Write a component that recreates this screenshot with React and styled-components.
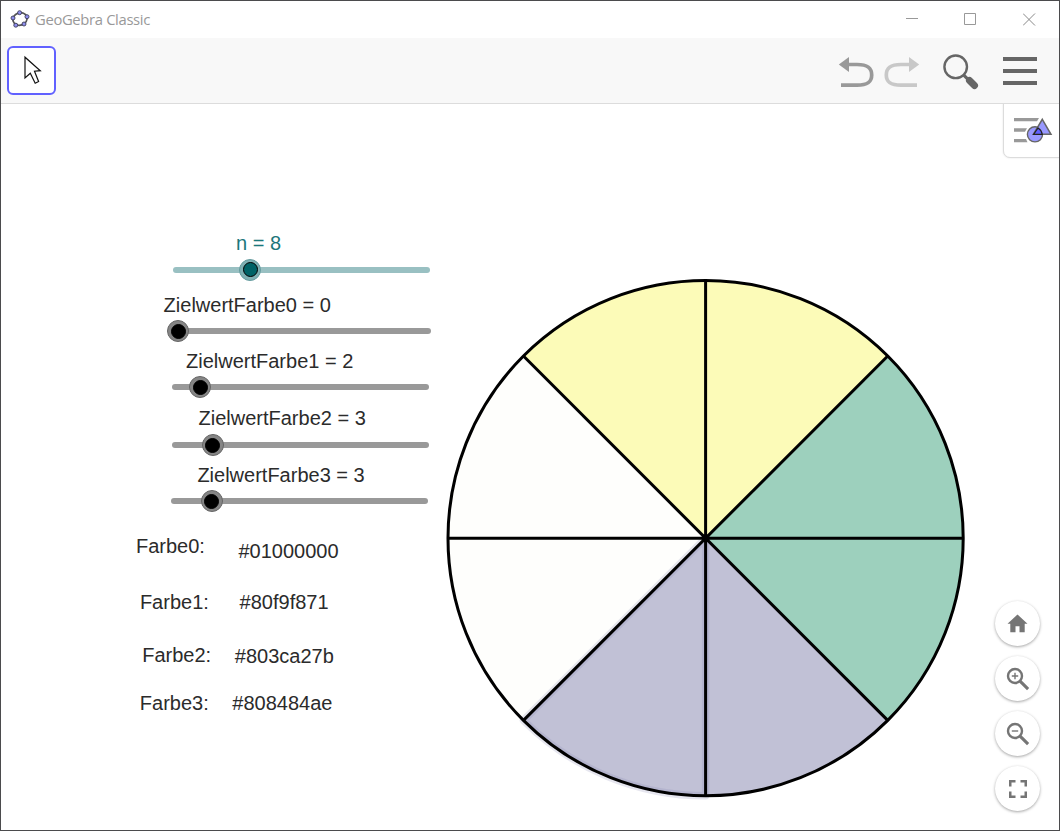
import React from "react";
import styled, { createGlobalStyle } from "styled-components";

const GlobalStyle = createGlobalStyle`
  *, *::before, *::after { box-sizing: border-box; }
  body { margin: 0; background: #fff; }
`;

const Window = styled.div`
  width: 1060px;
  height: 831px;
  display: flex;
  flex-direction: column;
  border: 1px solid #4b4b4d;
  background: #fff;
  font-family: "Liberation Sans", Arial, sans-serif;
  overflow: hidden;
`;

const TitleBar = styled.header`
  flex: none;
  height: 37px;
  display: flex;
  align-items: center;
  padding-left: 9px;
`;

const Title = styled.span`
  flex: 1;
  margin: 0 0 2px 5px;
  font: 400 14.8px/20px "Open Sans", "Noto Sans", sans-serif;
  letter-spacing: -0.34px;
  color: #999;
`;

const WindowButton = styled.button`
  width: ${(p) => p.$width}px;
  height: 37px;
  padding: 0;
  border: 0;
  background: none;
  display: flex;
  align-items: center;
  justify-content: center;
`;

const Toolbar = styled.nav`
  flex: none;
  height: 66px;
  display: flex;
  align-items: center;
  background: #f8f8f8;
  border-bottom: 1px solid #dcdcdc;
  padding: 0 16px 0 6px;
`;

const ToolButton = styled.button`
  width: 49px;
  height: 49px;
  padding: 0;
  border: 2px solid #6161ff;
  border-radius: 6px;
  background: #fff;
  display: flex;
`;

const Actions = styled.div`
  margin-left: auto;
  padding-top: 3px;
  display: flex;
  align-items: center;
`;

const ActionButton = styled.button`
  width: ${(p) => p.$width}px;
  height: 46px;
  margin-left: ${(p) => p.$gap || 0}px;
  padding: 0;
  border: 0;
  background: none;
  display: flex;
  color: ${(p) => p.$color || "#666"};
`;

const Canvas = styled.main`
  position: relative;
  flex: 1;
  overflow: hidden;
`;

const Drawing = styled.svg`
  position: absolute;
  left: ${(p) => p.$x}px;
  top: ${(p) => p.$y}px;
  display: block;
`;

const CanvasText = styled.span`
  position: absolute;
  left: ${(p) => p.$x}px;
  top: ${(p) => p.$y}px;
  font-size: 20px;
  line-height: 24px;
  white-space: pre;
  color: ${(p) => p.$color || "#2b2b2b"};
`;

const Track = styled.div`
  position: absolute;
  left: ${(p) => p.$x}px;
  top: ${(p) => p.$y}px;
  width: 257px;
  height: 6px;
  border-radius: 3px;
  background: ${(p) => (p.$teal ? "#99c0c2" : "#999")};
`;

const Knob = styled.div`
  position: absolute;
  left: ${(p) => p.$offset - 11}px;
  top: -8px;
  width: 22px;
  height: 22px;
  padding: 3.5px;
  border-radius: 50%;
  border: 1px solid ${(p) => (p.$teal ? "#669c9f" : "#666")};
  background: ${(p) => (p.$teal ? "#7fb0b3" : "#858585")};
  &::after {
    content: "";
    display: block;
    width: 15px;
    height: 15px;
    margin: -1px;
    border-radius: 50%;
    border: 1.5px solid #000;
    background: ${(p) => (p.$teal ? "#006266" : "#000")};
  }
`;

const StyleTab = styled.button`
  position: absolute;
  top: -1px;
  right: -1px;
  width: 57px;
  height: 55px;
  padding: 0;
  border: 1px solid #dcdcdc;
  border-bottom-width: 1.5px;
  border-radius: 0 0 0 7px;
  background: #fff;
  box-shadow: 0 0 2px rgba(0, 0, 0, 0.12);
  display: flex;
`;

const ZoomPanel = styled.div`
  position: absolute;
  right: 19px;
  bottom: 19px;
  display: flex;
  flex-direction: column;
  gap: 10px;
`;

const RoundButton = styled.button`
  width: 45px;
  height: 45px;
  padding: 0;
  border: 0;
  border-radius: 50%;
  background: #fff;
  color: #757575;
  box-shadow: 0 1px 3px rgba(0, 0, 0, 0.36);
  display: flex;
  align-items: center;
  justify-content: center;
`;

const sliders = [
  { label: "n = 8", labelX: 235, base: 250, x: 172.4, y: 269.5, knob: 77, teal: true },
  { label: "ZielwertFarbe0 = 0", labelX: 162.6, base: 312, x: 173.4, y: 331, knob: 4 },
  { label: "ZielwertFarbe1 = 2", labelX: 185, base: 368, x: 171.3, y: 387.3, knob: 28.2 },
  { label: "ZielwertFarbe2 = 3", labelX: 197.5, base: 425, x: 171.3, y: 445, knob: 40.7 },
  { label: "ZielwertFarbe3 = 3", labelX: 196.4, base: 482, x: 170.3, y: 501.4, knob: 40.3 },
];

const texts = [
  ["Farbe0:", 135, 553],
  ["#01000000", 237.4, 558],
  ["Farbe1:", 138.9, 609],
  ["#80f9f871", 238.6, 609],
  ["Farbe2:", 141.2, 662],
  ["#803ca27b", 233.8, 663],
  ["Farbe3:", 138.8, 710],
  ["#808484ae", 231.3, 710],
];

const CANVAS_TOP = 104;

const R = 257.6;
const C = 265;

function point(index) {
  const a = (index * Math.PI) / 4;
  return [C + R * Math.cos(a), C - R * Math.sin(a)];
}

function sector(from, to) {
  const [x1, y1] = point(from);
  const [x2, y2] = point(to);
  return `M${C} ${C}L${x1} ${y1}A${R} ${R} 0 0 0 ${x2} ${y2}Z`;
}

function Wheel() {
  return (
    <Drawing $x={439} $y={169} width="530" height="530" viewBox="-0.6 -0.2 530 530">
      <path d={sector(3, 5)} fill="#fefefc" />
      <path d={sector(1, 3)} fill="#fcfbb8" />
      <path d={sector(-1, 1)} fill="#9dd0bd" />
      <path d={sector(5, 7)} fill="#c1c1d6" />
      <path d={sector(5, 6)} fill="none" stroke="#8484ae" strokeOpacity="0.2" strokeWidth="7.5" strokeLinejoin="round" />
      <g fill="none" stroke="#000" strokeWidth="3">
        <circle cx={C} cy={C} r={R} />
        {[0, 1, 2, 3].map((i) => {
          const [x1, y1] = point(i);
          const [x2, y2] = point(i + 4);
          return <path key={i} d={`M${x1} ${y1}L${x2} ${y2}`} />;
        })}
      </g>
      <circle cx={C} cy={C} r="4" />
    </Drawing>
  );
}

function Logo() {
  const nodes = [[9.6, 3.2], [17, 7.2], [14, 14.5], [5.8, 15.7], [3, 8.5]];
  return (
    <svg width="20" height="20" viewBox="0 0.5 20 20">
      <ellipse cx="10" cy="9.5" rx="7.2" ry="6.2" transform="rotate(-18 10 9.5)" fill="none" stroke="#555" strokeWidth="1.7" />
      {nodes.map(([x, y]) => (
        <circle key={x} cx={x} cy={y} r="2" fill="#8f8fee" stroke="#3c3c58" strokeWidth="0.9" />
      ))}
    </svg>
  );
}

function UndoIcon({ flip }) {
  return (
    <svg width="38" height="46" viewBox="0 0 38 46">
      <g transform={flip ? "translate(38 0) scale(-1 1)" : undefined}>
        <path d="M.8 15.5 11 8v15z" fill="currentColor" />
        <path d="M10 15.5H19C29.5 15.5 33.7 18.8 33.7 26S29.5 36.2 19 36.2H3" fill="none" stroke="currentColor" strokeWidth="3.7" />
      </g>
    </svg>
  );
}

function SearchIcon() {
  return (
    <svg width="38" height="46" viewBox="0 0 38 46" fill="none" stroke="currentColor">
      <circle cx="13.7" cy="17.8" r="11.3" strokeWidth="2.4" />
      <path d="M21.5 25.8 26 30.3" strokeWidth="3.2" />
      <path d="M27.5 31.5 32.5 36.5" strokeWidth="7" strokeLinecap="round" />
    </svg>
  );
}

function StyleIcon() {
  return (
    <svg width="55" height="53" viewBox="1004 104 55 53">
      <path d="M1014 118H1039L1037 121.2H1014zM1014 128.3H1027L1025 131.8H1014zM1014 139H1026L1027.5 142.2H1014z" fill="#999" />
      <circle cx="1035" cy="134.3" r="7.6" fill="#9999ff" stroke="#666" strokeWidth="1.4" />
      <path d="M1042.3 119.3 1051 134.3H1033.4z" fill="#9999ff" stroke="#666" strokeWidth="1.5" />
      <path d="M1038 128Q1041.6 130.2 1042.3 134.3H1033.6z" fill="#6161ff" stroke="#222" strokeWidth="1.2" />
    </svg>
  );
}

export default function App() {
  return (
    <>
      <GlobalStyle />
      <Window>
        <TitleBar>
          <Logo />
          <Title>GeoGebra Classic</Title>
          <WindowButton $width={58} aria-label="Minimize">
            <svg width="13" height="13"><path d="M0 5.5H12" stroke="#999" /></svg>
          </WindowButton>
          <WindowButton $width={58} aria-label="Maximize">
            <svg width="13" height="13"><path d="M.5 .5H11.5V11.5H.5z" fill="none" stroke="#999" /></svg>
          </WindowButton>
          <WindowButton $width={60} aria-label="Close">
            <svg width="13" height="13"><path d="M0 .5 12 12.5M12 .5 0 12.5" stroke="#888" /></svg>
          </WindowButton>
        </TitleBar>
        <Toolbar>
          <ToolButton aria-label="Move">
            <svg width="45" height="45" viewBox="9 48 45 45">
              <path d="M25 57.2V78L30.3 73.3 35.2 83.2 38.6 81.5 34.5 71.2 40.3 70.7z" fill="#fff" stroke="#111" strokeWidth="1.2" />
            </svg>
          </ToolButton>
          <Actions>
            <ActionButton $width={38} $color="#999" aria-label="Undo"><UndoIcon /></ActionButton>
            <ActionButton $width={38} $gap={6} $color="#c8c8c8" aria-label="Redo"><UndoIcon flip /></ActionButton>
            <ActionButton $width={38} $gap={22} aria-label="Search"><SearchIcon /></ActionButton>
            <ActionButton $width={40} $gap={23} aria-label="Menu">
              <svg width="40" height="46"><path d="M0 10H34M0 22H34M0 34H34" stroke="currentColor" strokeWidth="4" /></svg>
            </ActionButton>
          </Actions>
        </Toolbar>
        <Canvas>
          {sliders.map((s) => (
            <React.Fragment key={s.label}>
              <CanvasText $x={s.labelX} $y={s.base - 19 - CANVAS_TOP} $color={s.teal ? "#1c777b" : undefined}>
                {s.label}
              </CanvasText>
              <Track $x={s.x} $y={s.y - 3 - CANVAS_TOP} $teal={s.teal}>
                <Knob $offset={s.knob} $teal={s.teal} />
              </Track>
            </React.Fragment>
          ))}
          {texts.map(([text, x, base]) => (
            <CanvasText key={text} $x={x} $y={base - 19 - CANVAS_TOP}>{text}</CanvasText>
          ))}
          <Wheel />
          <StyleTab aria-label="Style"><StyleIcon /></StyleTab>
          <ZoomPanel>
            <RoundButton aria-label="Home">
              <svg width="24" height="24" viewBox="0.5 0.5 24 24" fill="currentColor"><path d="M10 20.8v-6h4v6h5.2v-8.6H22L12 3 2 12.2h2.8v8.6z" /></svg>
            </RoundButton>
            <RoundButton aria-label="Zoom in">
              <svg width="24" height="24" viewBox="0.2 0.2 24 24" fill="none" stroke="currentColor">
                <circle cx="9.2" cy="9.2" r="7" strokeWidth="2.4" />
                <path d="M14 14 22.3 22.3" strokeWidth="3.1" />
                <path d="M6 9.2H12.4M9.2 6V12.4" strokeWidth="1.4" />
              </svg>
            </RoundButton>
            <RoundButton aria-label="Zoom out">
              <svg width="24" height="24" viewBox="0.2 0.2 24 24" fill="none" stroke="currentColor">
                <circle cx="9.2" cy="9.2" r="7" strokeWidth="2.4" />
                <path d="M14 14 22.3 22.3" strokeWidth="3.1" />
                <path d="M6 9.2H12.4" strokeWidth="1.4" />
              </svg>
            </RoundButton>
            <RoundButton aria-label="Fullscreen">
              <svg width="18" height="18" viewBox="0 0 18 18" fill="none" stroke="currentColor" strokeWidth="2.5">
                <path d="M1.25 6.5V1.25H6.5M11.5 1.25H16.75V6.5M16.75 11.5V16.75H11.5M6.5 16.75H1.25V11.5" />
              </svg>
            </RoundButton>
          </ZoomPanel>
        </Canvas>
      </Window>
    </>
  );
}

::::

* **Required task**: In the data above, tally the lines holding "components" and answer with the figure only.

* **Solved exercise**: 2